User Manual
CHAPTER 5: RFID TAGS
COBALT HF RFID CONTROLLERS OPERATOR’S MANUAL
P/N: 17-1320 REV 01 (03-06) PAGE 58 OF 116
TAG M EMORY M AP E XAMPLE
TAG ADDRESS USAGE
00 – 15
Serial #
16 - 47
Model #
48 - 63
Production Date
64 - 71
Lot #
72 - 89
Factory ID
90 - 111
Reserved for Future Use
Table 5-1: Tag Memory Map Example
5.5.2 Tag Memory Optimization
Data stored in tag memory is always written in binary (1’s and 0’s). Binary values are
notated using the hexadecimal numbering system (otherwise it might be confusing
viewing a page full of 1’s and 0’s).
Below is an example of how hexadecimal notation is used to simplify the process of
expressing the decimal number 52,882.
Decimal Binary Hexadecimal
52,882 1100 1110 1001 0010 CE92
Rather than using five bytes to store the five individual ASCII characters representing the
numerical values 5, 2, 8, 8, and 2 (ASCII bytes: 0x35, 0x32, 0x38, 0x38 and 0x32), by
simply writing two Hex bytes (0xCE and 0x92), 60% less tag memory is required to store
the same amount of information.
When an alphabetical character is to be written to a tag, the Hex equivalent of the ASCII
value is written to the tag.

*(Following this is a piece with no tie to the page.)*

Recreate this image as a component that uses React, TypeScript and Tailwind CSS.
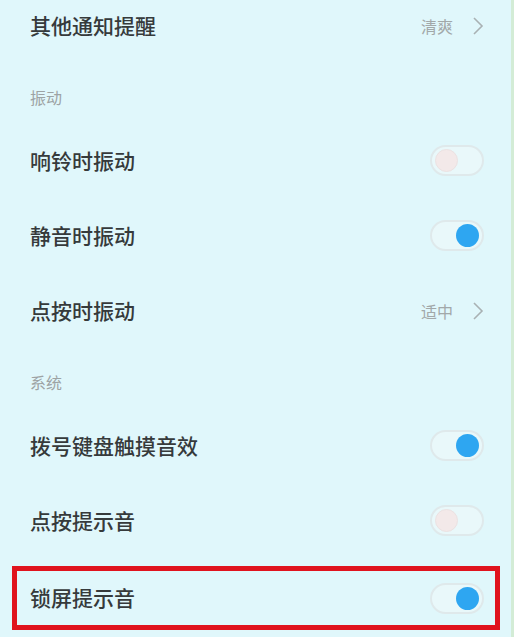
const font = { fontFamily: '"Noto Sans CJK SC", "Noto Sans", sans-serif' }

function Toggle({ on }: { on: boolean }) {
  return (
    <div className="relative h-[31px] w-[54px] rounded-full border-2 border-[#dfe9eb] bg-[#e9f8fa]">
      {on ? (
        <div className="absolute right-[3px] top-[2px] h-[23px] w-[23px] rounded-full bg-[#2ea6f1]" />
      ) : (
        <div className="absolute left-[3px] top-[2px] h-[23px] w-[23px] rounded-full border border-[#ebe2e2] bg-[#f3e9e9]" />
      )}
    </div>
  )
}

function Chevron() {
  return (
    <svg width="12" height="20" viewBox="0 0 12 20" fill="none">
      <path d="M2 2 L10 10 L2 18" stroke="#a9b1b3" strokeWidth="1.6" />
    </svg>
  )
}

function Row({ label, value, toggle }: { label: string; value?: string; toggle?: boolean }) {
  return (
    <div className="flex h-[75px] items-center justify-between pl-[30px] pr-[27px]">
      <span className="text-[21px] font-medium text-[#363a3b]">{label}</span>
      {value !== undefined ? (
        <div className="flex items-center gap-[19px]">
          <span className="text-[16px] text-[#a2a8a9]">{value}</span>
          <Chevron />
        </div>
      ) : (
        <Toggle on={!!toggle} />
      )}
    </div>
  )
}

export default function App() {
  return (
    <div className="h-[637px] w-[514px] overflow-hidden border-r-[3px] border-[#d3ecd6] bg-[#e0f7fb]" style={font}>
      <div className="flex h-[52px] items-center justify-between pl-[30px] pr-[27px]">
        <span className="text-[21px] font-medium text-[#363a3b]">其他通知提醒</span>
        <div className="flex items-center gap-[19px]">
          <span className="text-[16px] text-[#a2a8a9]">清爽</span>
          <Chevron />
        </div>
      </div>

      <div className="h-[71px] pl-[30px] pt-[33px] text-[16px] leading-[24px] text-[#9da3a4]">振动</div>
      <Row label="响铃时振动" toggle={false} />
      <Row label="静音时振动" toggle />
      <Row label="点按时振动" value="适中" />

      <div className="h-[60px] pl-[30px] pt-[22px] text-[16px] leading-[24px] text-[#9da3a4]">系统</div>
      <Row label="拨号键盘触摸音效" toggle />
      <Row label="点按提示音" toggle={false} />

      <div className="pl-[12px] pr-[11px] pt-[8px]">
        <div className="flex h-[64px] items-center justify-between border-[5px] border-[#e0131d] pl-[13px] pr-[11px]">
          <span className="text-[21px] font-medium text-[#363a3b]">锁屏提示音</span>
          <Toggle on />
        </div>
      </div>
    </div>
  )
}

So for example, to write a capital “D” (ASCII value 0x44), the
Hex value 0x44 is written to the tag.
Additionally, if a database with look up values is used in the RFID application, the logic
level of the individual bits within the tag can be used to further maximize tag memory.
(Note: refer to
Appendix D
in this document for a chart of ASCII characters, their
corresponding Hex values and their decimal value equivalents).